-------- Data extract

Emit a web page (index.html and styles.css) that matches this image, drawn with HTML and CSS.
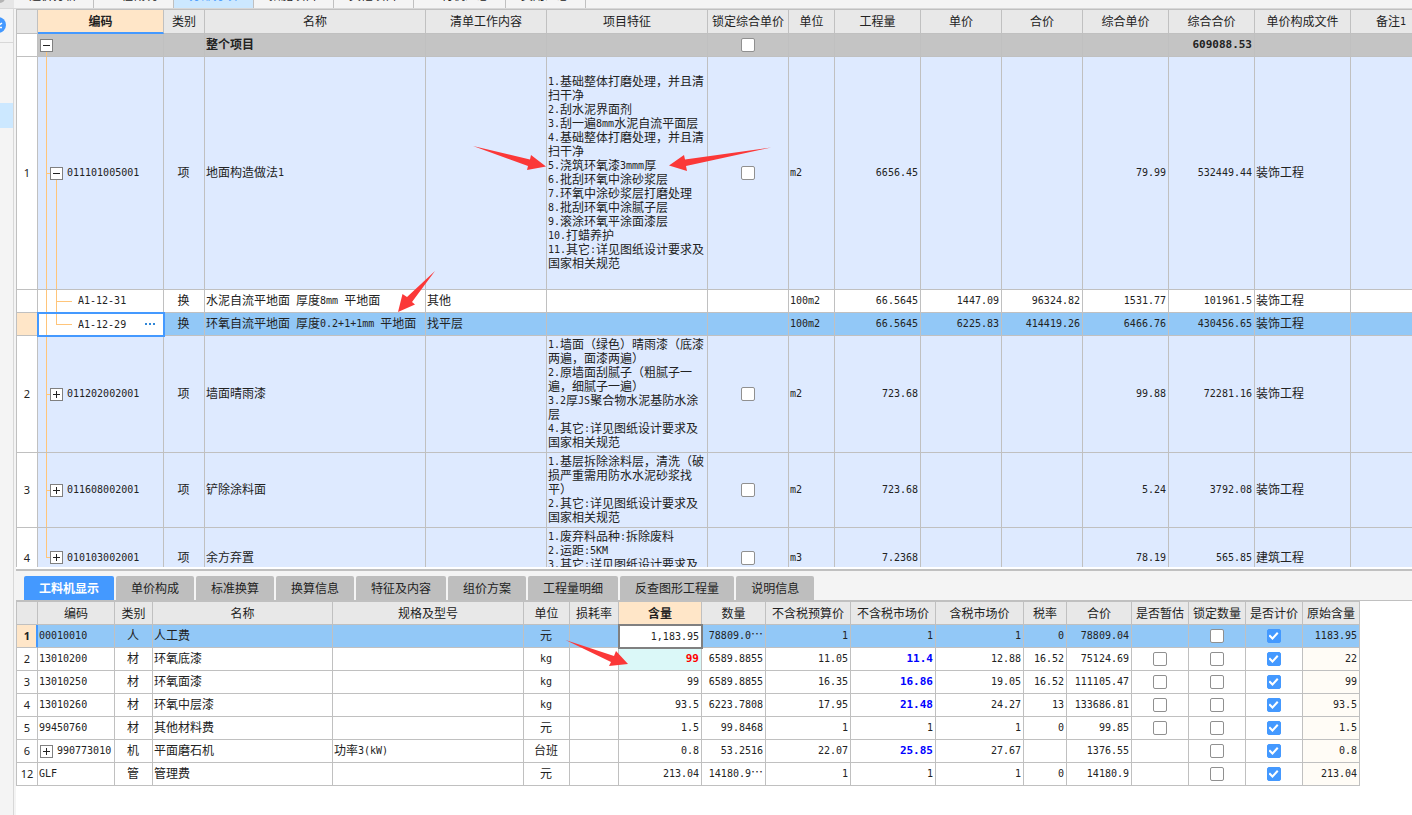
FILE: index.html
```html
<!DOCTYPE html>
<html lang="zh-CN">
<head>
<meta charset="utf-8">
<title>分部分项</title>
<link rel="stylesheet" href="styles.css">
</head>
<body>
<header class="top">
  <div class="top-corner"><svg width="13" height="8" viewBox="0 0 13 8"><circle cx="0" cy="-2" r="5" fill="#b4b4b4"/></svg></div>
  <nav class="top-tabs">
    <button class="top-tab">造价分析</button>
    <button class="top-tab">工程概况</button>
    <button class="top-tab current">分部分项</button>
    <button class="top-tab">措施项目</button>
    <button class="top-tab">其他项目</button>
    <button class="top-tab">人材机汇总</button>
    <button class="top-tab">费用汇总</button>
  </nav>
</header>
<div class="work">
  <aside class="side">
    <div class="side-head"><svg width="13" height="32" viewBox="0 0 13 32"><circle cx="-2" cy="16" r="8" fill="#4499ff"/><path d="M-3 15.500H0L2 14M-3 18.500H2" stroke="#fff" stroke-width="1.500" fill="none"/></svg></div>
    <div class="side-item"></div>
  </aside>
  <main class="main">
    <section class="upper">
      <table class="grid bill">
        <colgroup><col class="w21"><col class="w126"><col class="w41"><col class="w221"><col class="w121"><col class="w161"><col class="w81"><col class="w46"><col class="w86"><col class="w81"><col class="w81"><col class="w86"><col class="w86"><col class="w96"><col class="w81"></colgroup>
        <thead>
          <tr><th></th><th class="active">编码</th><th>类别</th><th>名称</th><th>清单工作内容</th><th>项目特征</th><th>锁定综合单价</th><th>单位</th><th>工程量</th><th>单价</th><th>合价</th><th>综合单价</th><th>综合合价</th><th>单价构成文件</th><th>备注<span class="n">1</span></th></tr>
        </thead>
        <tbody>
          <tr class="root"><td class="idx"></td><td class="tree t-root"><div class="node"><button class="twist" aria-label="收起"></button></div></td><td></td><td>整个项目</td><td></td><td></td><td class="c"><input type="checkbox" aria-label="锁定综合单价"></td><td></td><td></td><td></td><td></td><td></td><td class="num">609088.53</td><td></td><td></td></tr>
          <tr class="item r1"><td class="idx">1</td><td class="tree t-open"><div class="node l1"><button class="twist" aria-label="收起"></button><span class="n">011101005001</span></div></td><td class="c">项</td><td>地面构造做法<span class="n">1</span></td><td></td>
            <td class="feat"><span class="n">1.</span>基础整体打磨处理，并且清扫干净<br><span class="n">2.</span>刮水泥界面剂<br><span class="n">3.</span>刮一遍<span class="n">8mm</span>水泥自流平面层<br><span class="n">4.</span>基础整体打磨处理，并且清扫干净<br><span class="n">5.</span>浇筑环氧漆<span class="n">3mmm</span>厚<br><span class="n">6.</span>批刮环氧中涂砂浆层<br><span class="n">7.</span>环氧中涂砂浆层打磨处理<br><span class="n">8.</span>批刮环氧中涂腻子层<br><span class="n">9.</span>滚涂环氧平涂面漆层<br><span class="n">10.</span>打蜡养护<br><span class="n">11.</span>其它<span class="n">:</span>详见图纸设计要求及国家相关规范</td>
            <td class="c"><input type="checkbox" aria-label="锁定综合单价"></td><td class="unit">m2</td><td class="num">6656.45</td><td></td><td></td><td class="num">79.99</td><td class="num">532449.44</td><td>装饰工程</td><td></td></tr>
          <tr class="sub"><td class="idx"></td><td class="tree t-mid"><div class="node l2"><span class="n">A1-12-31</span></div></td><td class="c">换</td><td>水泥自流平地面<span class="n"> </span>厚度<span class="n">8mm </span>平地面</td><td>其他</td><td></td><td></td><td class="unit">100m2</td><td class="num">66.5645</td><td class="num">1447.09</td><td class="num">96324.82</td><td class="num">1531.77</td><td class="num">101961.5</td><td>装饰工程</td><td></td></tr>
          <tr class="sub picked"><td class="idx"></td><td class="tree t-last editing"><div class="node l2"><input class="field code-field" type="text" aria-label="编码" value="A1-12-29"><button class="more" aria-label="选择"><svg width="11" height="2" viewBox="0 0 11 2"><path d="M0 0h2v2H0zM4 0h2v2H4zM8 0h2v2H8z" fill="#2f86d8"/></svg></button></div></td><td class="c">换</td><td>环氧自流平地面<span class="n"> </span>厚度<span class="n">0.2+1+1mm </span>平地面</td><td>找平层</td><td></td><td></td><td class="unit">100m2</td><td class="num">66.5645</td><td class="num">6225.83</td><td class="num">414419.26</td><td class="num">6466.76</td><td class="num">430456.65</td><td>装饰工程</td><td></td></tr>
          <tr class="item r2"><td class="idx">2</td><td class="tree t-item"><div class="node l1"><button class="twist plus" aria-label="展开"></button><span class="n">011202002001</span></div></td><td class="c">项</td><td>墙面晴雨漆</td><td></td>
            <td class="feat"><span class="n">1.</span>墙面（绿色）晴雨漆（底漆两遍，面漆两遍）<br><span class="n">2.</span>原墙面刮腻子（粗腻子一遍，细腻子一遍）<br><span class="n">3.2</span>厚<span class="n">JS</span>聚合物水泥基防水涂层<br><span class="n">4.</span>其它<span class="n">:</span>详见图纸设计要求及国家相关规范</td>
            <td class="c"><input type="checkbox" aria-label="锁定综合单价"></td><td class="unit">m2</td><td class="num">723.68</td><td></td><td></td><td class="num">99.88</td><td class="num">72281.16</td><td>装饰工程</td><td></td></tr>
          <tr class="item r3"><td class="idx">3</td><td class="tree t-item"><div class="node l1"><button class="twist plus" aria-label="展开"></button><span class="n">011608002001</span></div></td><td class="c">项</td><td>铲除涂料面</td><td></td>
            <td class="feat"><span class="n">1.</span>基层拆除涂料层，清洗（破损严重需用防水水泥砂浆找平）<br><span class="n">2.</span>其它<span class="n">:</span>详见图纸设计要求及国家相关规范</td>
            <td class="c"><input type="checkbox" aria-label="锁定综合单价"></td><td class="unit">m2</td><td class="num">723.68</td><td></td><td></td><td class="num">5.24</td><td class="num">3792.08</td><td>装饰工程</td><td></td></tr>
          <tr class="item r4"><td class="idx">4</td><td class="tree t-end"><div class="node l1"><button class="twist plus" aria-label="展开"></button><span class="n">010103002001</span></div></td><td class="c">项</td><td>余方弃置</td><td></td>
            <td class="feat"><span class="n">1.</span>废弃料品种<span class="n">:</span>拆除废料<br><span class="n">2.</span>运距<span class="n">:5KM</span><br><span class="n">3.</span>其它<span class="n">:</span>详见图纸设计要求及国家相关规范</td>
            <td class="c"><input type="checkbox" aria-label="锁定综合单价"></td><td class="unit">m3</td><td class="num">7.2368</td><td></td><td></td><td class="num">78.19</td><td class="num">565.85</td><td>建筑工程</td><td></td></tr>
        </tbody>
      </table>
    </section>
    <section class="lower">
      <div class="tabs" role="tablist">
        <button class="tab on" role="tab" aria-selected="true">工料机显示</button>
        <button class="tab" role="tab">单价构成</button>
        <button class="tab" role="tab">标准换算</button>
        <button class="tab" role="tab">换算信息</button>
        <button class="tab" role="tab">特征及内容</button>
        <button class="tab" role="tab">组价方案</button>
        <button class="tab" role="tab">工程量明细</button>
        <button class="tab" role="tab">反查图形工程量</button>
        <button class="tab" role="tab">说明信息</button>
      </div>
      <div class="sheet">
        <table class="grid parts">
          <colgroup><col class="w21"><col class="w77"><col class="w38"><col class="w180"><col class="w191"><col class="w46"><col class="w49"><col class="w83"><col class="w64"><col class="w85"><col class="w85"><col class="w88"><col class="w43"><col class="w65"><col class="w57"><col class="w57"><col class="w57"><col class="w57"></colgroup>
          <thead>
            <tr><th></th><th>编码</th><th>类别</th><th>名称</th><th>规格及型号</th><th>单位</th><th>损耗率</th><th class="active">含量</th><th>数量</th><th>不含税预算价</th><th>不含税市场价</th><th>含税市场价</th><th>税率</th><th>合价</th><th>是否暂估</th><th>锁定数量</th><th>是否计价</th><th>原始含量</th></tr>
          </thead>
          <tbody>
            <tr class="picked"><td class="idx">1</td><td class="mark"><span class="n">00010010</span></td><td class="c">人</td><td>人工费</td><td></td><td class="c">元</td><td></td><td class="num typing"><input class="field amount-field" type="text" aria-label="含量" value="1,183.95"></td><td class="num">78809.0<span class="dots">…</span></td><td class="num">1</td><td class="num">1</td><td class="num">1</td><td class="num">0</td><td class="num">78809.04</td><td></td><td class="c"><input type="checkbox" aria-label="锁定数量"></td><td class="c"><input type="checkbox" aria-label="是否计价" checked></td><td class="num orig">1183.95</td></tr>
            <tr><td class="idx">2</td><td><span class="n">13010200</span></td><td class="c">材</td><td>环氧底漆</td><td></td><td class="c"><span class="n">kg</span></td><td></td><td class="num alert">99</td><td class="num">6589.8855</td><td class="num">11.05</td><td class="num price">11.4</td><td class="num">12.88</td><td class="num">16.52</td><td class="num">75124.69</td><td class="c"><input type="checkbox" aria-label="是否暂估"></td><td class="c"><input type="checkbox" aria-label="锁定数量"></td><td class="c"><input type="checkbox" aria-label="是否计价" checked></td><td class="num orig">22</td></tr>
            <tr><td class="idx">3</td><td><span class="n">13010250</span></td><td class="c">材</td><td>环氧面漆</td><td></td><td class="c"><span class="n">kg</span></td><td></td><td class="num">99</td><td class="num">6589.8855</td><td class="num">16.35</td><td class="num price">16.86</td><td class="num">19.05</td><td class="num">16.52</td><td class="num">111105.47</td><td class="c"><input type="checkbox" aria-label="是否暂估"></td><td class="c"><input type="checkbox" aria-label="锁定数量"></td><td class="c"><input type="checkbox" aria-label="是否计价" checked></td><td class="num orig">99</td></tr>
            <tr><td class="idx">4</td><td><span class="n">13010260</span></td><td class="c">材</td><td>环氧中层漆</td><td></td><td class="c"><span class="n">kg</span></td><td></td><td class="num">93.5</td><td class="num">6223.7808</td><td class="num">17.95</td><td class="num price">21.48</td><td class="num">24.27</td><td class="num">13</td><td class="num">133686.81</td><td class="c"><input type="checkbox" aria-label="是否暂估"></td><td class="c"><input type="checkbox" aria-label="锁定数量"></td><td class="c"><input type="checkbox" aria-label="是否计价" checked></td><td class="num orig">93.5</td></tr>
            <tr><td class="idx">5</td><td><span class="n">99450760</span></td><td class="c">材</td><td>其他材料费</td><td></td><td class="c">元</td><td></td><td class="num">1.5</td><td class="num">99.8468</td><td class="num">1</td><td class="num">1</td><td class="num">1</td><td class="num">0</td><td class="num">99.85</td><td class="c"><input type="checkbox" aria-label="是否暂估"></td><td class="c"><input type="checkbox" aria-label="锁定数量"></td><td class="c"><input type="checkbox" aria-label="是否计价" checked></td><td class="num orig">1.5</td></tr>
            <tr><td class="idx">6</td><td class="tree"><div class="node"><button class="twist plus" aria-label="展开"></button><span class="n">990773010</span></div></td><td class="c">机</td><td>平面磨石机</td><td>功率<span class="n">3(kW)</span></td><td class="c">台班</td><td></td><td class="num">0.8</td><td class="num">53.2516</td><td class="num">22.07</td><td class="num price">25.85</td><td class="num">27.67</td><td></td><td class="num">1376.55</td><td></td><td class="c"><input type="checkbox" aria-label="锁定数量"></td><td class="c"><input type="checkbox" aria-label="是否计价" checked></td><td class="num orig">0.8</td></tr>
            <tr><td class="idx">12</td><td><span class="n">GLF</span></td><td class="c">管</td><td>管理费</td><td></td><td class="c">元</td><td></td><td class="num">213.04</td><td class="num">14180.9<span class="dots">…</span></td><td class="num">1</td><td class="num">1</td><td class="num">1</td><td class="num">0</td><td class="num">14180.9</td><td></td><td class="c"><input type="checkbox" aria-label="锁定数量"></td><td class="c"><input type="checkbox" aria-label="是否计价" checked></td><td class="num orig">213.04</td></tr>
          </tbody>
        </table>
      </div>
    </section>
  </main>
</div>
<svg class="arrows" width="1412" height="815" viewBox="0 0 1412 815" aria-hidden="true">
  <g fill="#fb3838">
    <path d="M473 146L530 159.500L531 155L546 166.500L527 170L528 166Z"/>
    <path d="M669 165.500L684 155L685 159.500L771 147.500L686 166L687 171Z"/>
    <path d="M398 312L402.500 294L407 297L435 271L412 302L415 304.500Z"/>
    <path d="M565.500 640L614 656L616 651L628 664L609 666L611 662Z"/>
  </g>
</svg>
</body>
</html>
```

FILE: styles.css
```css
* { box-sizing: border-box; }

body {
  margin: 0;
  height: 100vh;
  display: flex;
  flex-direction: column;
  overflow: hidden;
  background: #f4f4f4;
  color: #222;
  font: 12px/14px "Noto Sans CJK SC", sans-serif;
}

button, input { margin: 0; padding: 0; font: inherit; color: inherit; }

.n, .num, .unit, .field {
  font-family: "DejaVu Sans Mono", "Noto Sans CJK SC", monospace;
  font-size: 10px;
}
.n { line-height: 10px; white-space: pre; vertical-align: 1px; }

/* top tab strip */
.top { flex: none; display: flex; height: 9px; border-bottom: 1px solid #d8d8d8; }
.top-corner { width: 14px; overflow: hidden; background: #e6e6e6; }
.top-corner svg { display: block; }
.top-tabs { display: flex; align-items: flex-end; height: 8px; overflow: hidden; }
.top-tab {
  flex: none;
  height: 24px;
  padding: 0 16px 2px 15px;
  border: 0;
  border-right: 1px solid #c0c0c0;
  background: #f4f4f4;
}
.top-tab.current { background: #cce8ff; color: #4499ff; }

.work { flex: 1; min-height: 0; display: flex; }

.side { flex: none; width: 14px; border-right: 1px solid #d8d8d8; overflow: hidden; }
.side-head { height: 34px; border-bottom: 1px solid #d8d8d8; }
.side-head svg { display: block; }
.side-item { height: 25px; margin-top: 60px; background: #cce8ff; }

.main { flex: 1; min-width: 0; display: flex; flex-direction: column; padding-left: 2px; }
.upper { flex: 1; min-height: 0; overflow: hidden; background: #fff; border-bottom: 2px solid #fff; }
.lower {
  flex: 0 0 246px;
  display: flex;
  flex-direction: column;
  overflow: hidden;
  border-top: 2px solid #c0c0c0;
}

/* grids */
.grid {
  table-layout: fixed;
  border-collapse: separate;
  border-spacing: 0;
  border: solid #c0c0c0;
  border-width: 1px 0 0 1px;
}
.bill { width: 1416px; }
.parts { width: 1344px; }
.w21 { width: 21px; }
.w38 { width: 38px; }
.w41 { width: 41px; }
.w43 { width: 43px; }
.w46 { width: 46px; }
.w49 { width: 49px; }
.w57 { width: 57px; }
.w64 { width: 64px; }
.w65 { width: 65px; }
.w77 { width: 77px; }
.w81 { width: 81px; }
.w83 { width: 83px; }
.w85 { width: 85px; }
.w86 { width: 86px; }
.w88 { width: 88px; }
.w96 { width: 96px; }
.w121 { width: 121px; }
.w126 { width: 126px; }
.w161 { width: 161px; }
.w180 { width: 180px; }
.w191 { width: 191px; }
.w221 { width: 221px; }
.grid th, .grid td {
  padding: 0 2px 2px 1px;
  border: solid #c0c0c0;
  border-width: 0 1px 1px 0;
  vertical-align: middle;
  text-align: left;
  white-space: nowrap;
  overflow: hidden;
}
.grid th { background: #e8e8e8; padding: 0 0 2px; font-weight: 400; text-align: center; }
.parts th { padding: 0; }
.grid th.active { background: #ffe6c8; font-weight: 700; }
.bill th { height: 24px; }
.bill th.active { border-bottom: 2px solid #4499ff; padding-bottom: 0; }
.parts th, .grid tr { height: 23px; }
.grid .c { text-align: center; }
.grid .num, .grid .unit, .grid .tree, .grid td:has(input) { padding-bottom: 0; }
.grid .tree { padding-left: 2px; }
.grid .num { text-align: right; }
.grid .idx {
  padding: 0;
  background: #fff;
  text-align: center;
  font-family: "Noto Sans", sans-serif;
  font-size: 11px;
}
.grid .feat { padding: 0 1px 2px; white-space: normal; }

.root td { background-color: #c4c4c4; font-weight: 700; }
.root .num { font-size: 11px; }
.item td { background-color: #deeaff; }
.bill .r1 { height: 233px; }
.bill .r2 { height: 117px; }
.bill .r3 { height: 75px; }
.bill .r4 { height: 60px; }
.sub td { background-color: #fff; }
.parts td { background: #fff; }
.parts .orig { background: #fffcf6; }
.grid .picked td { background-color: #92c8f7; }
.grid .picked .idx { background: #ffe6c8; font-weight: 700; }
.parts .alert { background: #dbf8f8; color: #f00; font-weight: 700; font-size: 11px; }
.parts .price { color: #00f; font-weight: 700; font-size: 11px; }
.parts .picked .idx { border-right-color: #4499ff; box-shadow: inset -1px 0 #4499ff; }
.dots { font: 12px/10px "Noto Sans CJK SC", sans-serif; }

/* tree column */
.node { display: flex; align-items: center; gap: 4px; }
.node.l1 { padding-left: 10px; }
.node.l2 { padding-left: 38px; }
.tree { background-repeat: no-repeat; }
.t-root {
  background-image: linear-gradient(#ffc57a, #ffc57a);
  background-size: 1px 50%;
  background-position: 8px 100%;
}
.t-item, .t-end {
  background-image: linear-gradient(#ffc57a, #ffc57a), linear-gradient(#ffc57a, #ffc57a);
  background-size: 1px 100%, 4px 1px;
  background-position: 8px 0, 8px 50%;
}
.t-end { background-size: 1px 50%, 4px 1px; }
.t-open {
  background-image: linear-gradient(#ffc57a, #ffc57a), linear-gradient(#ffc57a, #ffc57a), linear-gradient(#ffc57a, #ffc57a);
  background-size: 1px 100%, 4px 1px, 1px 50%;
  background-position: 8px 0, 8px 50%, 18px 100%;
}
.t-mid, .t-last {
  background-image: linear-gradient(#ffc57a, #ffc57a), linear-gradient(#ffc57a, #ffc57a), linear-gradient(#ffc57a, #ffc57a);
  background-size: 1px 100%, 16px 1px, 1px 100%;
  background-position: 8px 0, 18px 50%, 18px 0;
}
.t-last { background-size: 1px 100%, 16px 1px, 1px 50%; }
.twist {
  flex: none;
  width: 13px;
  height: 13px;
  border: 1px solid #808080;
  border-radius: 0;
  background: linear-gradient(#222, #222) center / 7px 1px no-repeat #fff;
}
.twist.plus {
  background:
    linear-gradient(#222, #222) center / 7px 1px no-repeat,
    linear-gradient(#222, #222) center / 1px 7px no-repeat #fff;
}

/* cell editors */
.grid .picked .editing { background-color: #fff; outline: 2px solid #4499ff; outline-offset: -1px; }
.field { border: 0; outline: 0; background: transparent; height: 16px; }
.code-field { flex: 1; min-width: 0; }
.more { flex: none; width: 16px; height: 16px; border: 0; background: transparent; display: flex; align-items: center; }
.grid .picked .typing {
  background: #fff;
  outline: 2px solid #808080;
  outline-offset: -1px;
}
.amount-field { display: block; width: 100%; text-align: right; }
.parts th.active { border-bottom-color: #4499ff; }

input[type="checkbox"] {
  appearance: none;
  display: grid;
  place-items: center;
  width: 14px;
  height: 14px;
  margin: 0 auto;
  border: 1px solid #909090;
  border-radius: 2px;
  background: #fff;
}
input[type="checkbox"]:checked { border-color: #4499ff; background: #4499ff; }
input[type="checkbox"]:checked::after {
  content: "";
  width: 10px;
  height: 8px;
  background: #fff;
  clip-path: polygon(0 50%, 15% 31%, 40% 62%, 85% 0, 100% 19%, 40% 100%);
}

/* lower tabs */
.tabs { flex: none; display: flex; gap: 2px; padding: 5px 8px 0; border-bottom: 1px solid #c0c0c0; }
.tab {
  height: 24px;
  padding: 0 15px;
  border: 0;
  border-radius: 2px 2px 0 0;
  background: #bebebe;
}
.tab.on { background: #4499ff; color: #fff; font-weight: 700; }
.sheet { flex: 1; background: #fff; }

/* annotation arrows */
.arrows { position: absolute; left: 0; top: 0; pointer-events: none; }
```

----------------

**Task to carry out:** List all lines in the material containing the string "image".

**Expected answer:**
Emit a web page (index.html and styles.css) that matches this image, drawn with HTML and CSS.
  background-image: linear-gradient(#ffc57a, #ffc57a);
  background-image: linear-gradient(#ffc57a, #ffc57a), linear-gradient(#ffc57a, #ffc57a);
  background-image: linear-gradient(#ffc57a, #ffc57a), linear-gradient(#ffc57a, #ffc57a), linear-gradient(#ffc57a, #ffc57a);
  background-image: linear-gradient(#ffc57a, #ffc57a), linear-gradient(#ffc57a, #ffc57a), linear-gradient(#ffc57a, #ffc57a);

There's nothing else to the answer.